### STATED GOAL
Wherever the word "Tailwind" shows up in a line, please copy that line.

### MATERIAL FOR THE TASK
####################
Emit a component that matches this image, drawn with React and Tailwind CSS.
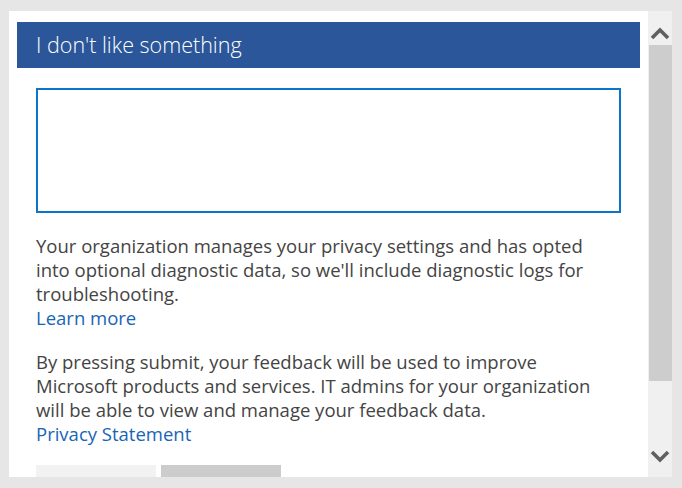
export default function App() {
  return (
    <div className="flex h-[488px] w-[682px] bg-[#e6e6e6] pl-[9px] pt-[11px] font-['Open_Sans',sans-serif]">
      {/* Panel */}
      <div className="h-[466px] w-[639px] overflow-hidden bg-white pl-[8px] pt-[11px]">
        <div className="w-[623px]">
          <div className="flex h-[46px] items-center bg-[#2b579a] pl-[19px] text-[21.5px] font-light text-white">
            I don't like something
          </div>
          <div className="px-[19px] pt-[20px]">
            <textarea className="block h-[125px] w-[585px] resize-none border-2 border-[#0c75ca] outline-none" />
            <div className="mt-[21px] w-[562px] text-[18.5px] leading-[24px] text-[#444]">
              <p>
                Your organization manages your privacy settings and has opted into optional diagnostic data, so we'll include diagnostic logs for troubleshooting.
              </p>
              <a className="text-[#1865b5]">Learn more</a>
            </div>
            <div className="mt-[20px] w-[562px] text-[18.5px] leading-[24px] text-[#444]">
              <p>
                By pressing submit, your feedback will be used to improve Microsoft products and services. IT admins for your organization will be able to view and manage your feedback data.
              </p>
              <a className="text-[#1865b5]">Privacy Statement</a>
            </div>
            <div className="mt-[19px] flex gap-[5px]">
              <button className="h-[32px] w-[120px] bg-[#f2f2f2]"></button>
              <button className="h-[32px] w-[120px] bg-[#cccccc]"></button>
            </div>
          </div>
        </div>
      </div>
      {/* Scrollbar */}
      <div className="flex h-[466px] w-[24px] flex-col bg-[#f0f0f0]">
        <div className="flex h-[34px] items-center justify-center pt-[10px]">
          <svg width="20" height="14" viewBox="0 0 20 14">
            <path d="M2 12 L10 4 L18 12" fill="none" stroke="#606060" strokeWidth="3.6" />
          </svg>
        </div>
        <div className="mx-auto h-[336px] w-[23px] bg-[#cdcdcd]" />
        <div className="flex-1" />
        <div className="flex h-[34px] items-center justify-center pb-[6px]">
          <svg width="20" height="14" viewBox="0 0 20 14">
            <path d="M2 2 L10 10 L18 2" fill="none" stroke="#606060" strokeWidth="3.6" />
          </svg>
        </div>
      </div>
    </div>
  );
}
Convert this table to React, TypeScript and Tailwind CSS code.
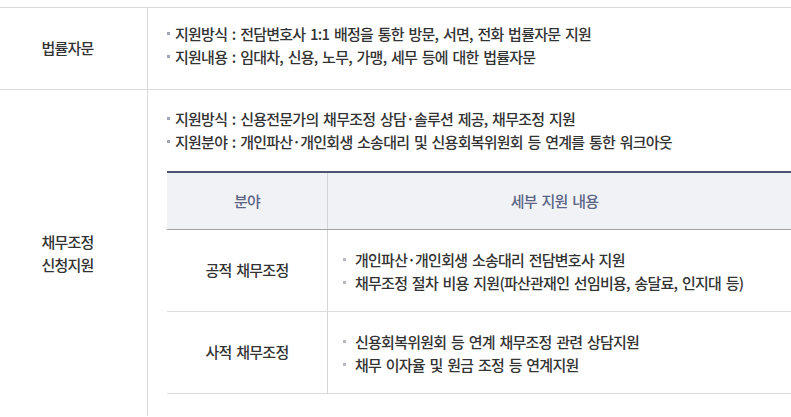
####################
### EXERCISE ANSWER
Emit a component that matches this image, drawn with React and Tailwind CSS.
Convert this table to React, TypeScript and Tailwind CSS code.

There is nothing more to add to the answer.